Kagan, for her part, rejects the applicability of the principle because the change demanded by the district court was made several months before any ballots will be cast in any step of the multi-step process.

Again, the dissent at length:

Alabama cannot here invoke the so-called Purcell principle, which disfavors changing election rules at the eleventh hour. Alabama contends that the District Court’s order comes too late because changing the map now may confuse voters who are moved to new precincts, and may hurt “non-major-party candidates” who “have to scramble to obtain” new signatures.  But the District Court was right to say that “this case is not like Purcell because we are not ‘just weeks before an election.’” The general election is around nine months away; the primary date is in late May, about four months from now.
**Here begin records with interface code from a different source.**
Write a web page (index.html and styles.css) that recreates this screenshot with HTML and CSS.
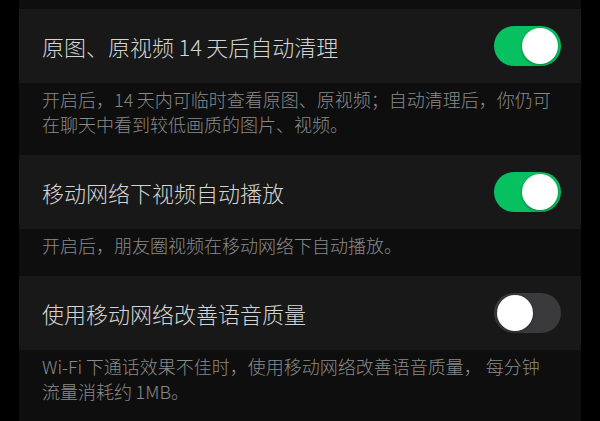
FILE: index.html
```html
<!DOCTYPE html>
<html lang="zh-CN">
<head>
  <meta charset="UTF-8" />
  <title>通用设置</title>
  <link rel="stylesheet" href="styles.css">
</head>
<body>
  <div class="screen">
    <div class="cell">
      <span class="cell-title">原图、原视频&thinsp;14&thinsp;天后自动清理</span>
      <span class="switch on"><span class="knob"></span></span>
    </div>
    <div class="desc">开启后，14&thinsp;天内可临时查看原图、原视频；自动清理后，你仍可在聊天中看到较低画质的图片、视频。</div>

    <div class="cell">
      <span class="cell-title">移动网络下视频自动播放</span>
      <span class="switch on"><span class="knob"></span></span>
    </div>
    <div class="desc">开启后，朋友圈视频在移动网络下自动播放。</div>

    <div class="cell">
      <span class="cell-title">使用移动网络改善语音质量</span>
      <span class="switch"><span class="knob"></span></span>
    </div>
    <div class="desc">Wi-Fi&thinsp;下通话效果不佳时，使用移动网络改善语音质量， 每分钟流量消耗约&thinsp;1MB。</div>
  </div>
</body>
</html>
```

FILE: styles.css
```css
html,
body {
  margin: 0;
  height: 100%;
  background-color: #000;
}

body {
  font-family: "Noto Sans CJK SC", "Noto Sans", sans-serif;
  font-weight: 300;
  overflow: hidden;
}

.screen {
  margin: 0 19px;
  padding-top: 9px;
  min-height: 100%;
  background-color: #0e0e0e;
}

.cell {
  display: flex;
  align-items: center;
  justify-content: space-between;
  height: 74px;
  padding: 0 20px 0 23px;
  background-color: #181818;
}

.cell-title {
  font-size: 22px;
  color: #d4d4d4;
}

.desc {
  padding: 4px 27px 18px 23px;
  font-size: 18px;
  line-height: 25px;
  color: #8a8a8a;
}

.switch {
  display: flex;
  width: 67px;
  height: 40px;
  padding: 2px 3px;
  box-sizing: border-box;
  border-radius: 20px;
  background-color: #3a3a3c;
  align-items: center;
}

.switch.on {
  background-color: #07c160;
  justify-content: flex-end;
}

.knob {
  width: 36px;
  height: 36px;
  border-radius: 50%;
  background-color: #fff;
  box-shadow: 0 1px 3px rgba(0, 0, 0, 0.35);
}
```
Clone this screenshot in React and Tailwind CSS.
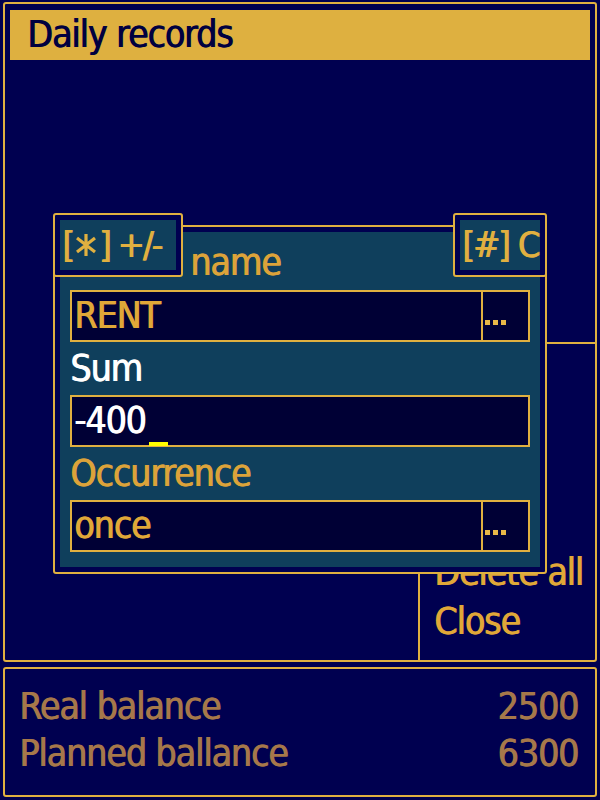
const gold = "border-[#e0b040]";

const Asterisk = () => (
    <svg width="24" height="28" viewBox="0 0 24 28" className="mx-[1px]">
        <path d="M12 3 V25 M3 7 L21 21 M21 7 L3 21" stroke="#e0b040" strokeWidth="3.2" fill="none" />
    </svg>
);

const Dots = () => (
    <div className="w-[47px] h-full border-l-2 border-[#e0b040] flex items-end gap-[3px] pl-[2px] pb-[15px]">
        <span className="w-[5px] h-[5px] bg-[#e8b848]" />
        <span className="w-[5px] h-[5px] bg-[#e8b848]" />
        <span className="w-[5px] h-[5px] bg-[#e8b848]" />
    </div>
);

const Field = ({ value, color, picker, cursor }) => (
    <div className={`h-[52px] border-2 ${gold} bg-[#000035] flex items-center`}>
        <div className={`flex-1 h-full flex items-center pl-[2px] ${color}`}>
            <span>{value}</span>
            {cursor && <span className="self-end w-[19px] h-[4px] ml-[3px] mb-[-1px] bg-[#ffff00]" />}
        </div>
        {picker && <Dots />}
    </div>
);

const SoftKey = ({ children, className }) => (
    <div className={`absolute top-[213px] h-[64px] border-2 ${gold} bg-[#000050] p-[5px] rounded-[3px] ${className}`}>
        <div className="h-full bg-[#0f3f5c] flex items-center pl-[2px] text-[36px] tracking-[-2px] text-[#e0b040]">{children}</div>
    </div>
);

export default function App() {
    return (
        <div className="relative w-[600px] h-[800px] overflow-hidden bg-[#000050] text-[37px] tracking-[-1px] [text-shadow:1px_0_0_currentColor] [font-family:'DejaVu_Sans_Condensed','Liberation_Sans_Narrow','DejaVu_Sans',sans-serif]">
            {/* main window */}
            <div className={`ml-[3px] mt-[2px] w-[594px] h-[660px] border-2 ${gold} rounded-[3px]`}>
                <div className="mx-[5px] mt-[6px] h-[50px] bg-[#deb040] flex items-center pl-[17px] text-[#000040]">
                    Daily records
                </div>
            </div>

            {/* balances */}
            <div className={`ml-[3px] mt-[5px] w-[594px] h-[130px] border-2 ${gold} rounded-[3px] pt-[14px] pl-[14px] pr-[17px] leading-[47px] text-[#a6784a]`}>
                <div className="flex justify-between">
                    <span>Real balance</span>
                    <span>2500</span>
                </div>
                <div className="flex justify-between">
                    <span>Planned ballance</span>
                    <span>6300</span>
                </div>
            </div>

            {/* options menu */}
            <div className={`absolute left-[418px] top-[342px] w-[179px] h-[320px] border-l-2 border-t-2 ${gold} rounded-tl-[3px] flex flex-col justify-end pl-[14px] pb-[16px] leading-[49px] text-[#e0a838]`}>
                <div>Delete all</div>
                <div>Close</div>
            </div>

            {/* edit dialog */}
            <div className={`absolute left-[53px] top-[225px] w-[494px] h-[349px] border-2 ${gold} bg-[#000050] p-[5px] rounded-[3px]`}>
                <div className="h-full bg-[#0f3f5c] px-[10px]">
                    <div className="h-[58px] flex items-center pt-[4px] pl-[120px] text-[#dca33a]">name</div>
                    <Field value="RENT" color="text-[#e0a838]" picker />
                    <div className="h-[53px] flex items-center text-white">Sum</div>
                    <Field value="-400" color="text-white" cursor />
                    <div className="h-[53px] flex items-center text-[#dca33a]">Occurrence</div>
                    <Field value="once" color="text-[#e0a838]" picker />
                </div>
            </div>

            <SoftKey className="left-[53px] w-[130px]">
                <span>[</span>
                <Asterisk />
                <span>]</span>
                <span className="ml-[8px]">+/-</span>
            </SoftKey>
            <SoftKey className="left-[453px] w-[94px]">
                <span>[#]</span>
                <span className="ml-[9px]">C</span>
            </SoftKey>
        </div>
    );
}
Even the first day of absentee primary voting (which Alabama has leeway to modify) is March 30, more than two months after the court issued its order.

The dueling legal analyses from Kavavaugh’s concurrence and Kagan’s dissent also cite other timelines in shoring up their arguments.

“The District Court ordered that Alabama’s congressional districts be completely redrawn within a few short weeks,” Kavanaugh notes–complaining that legislators simply will not have enough time to comply with the district court’s injunction which he calls “a prescription for chaos for candidates, campaign organizations, independent groups, political parties, and voters.”

Not much moved by this, Kagan drily notes that Alabama’s GOP-dominated state “legislature enacted its current plan in less than a week.”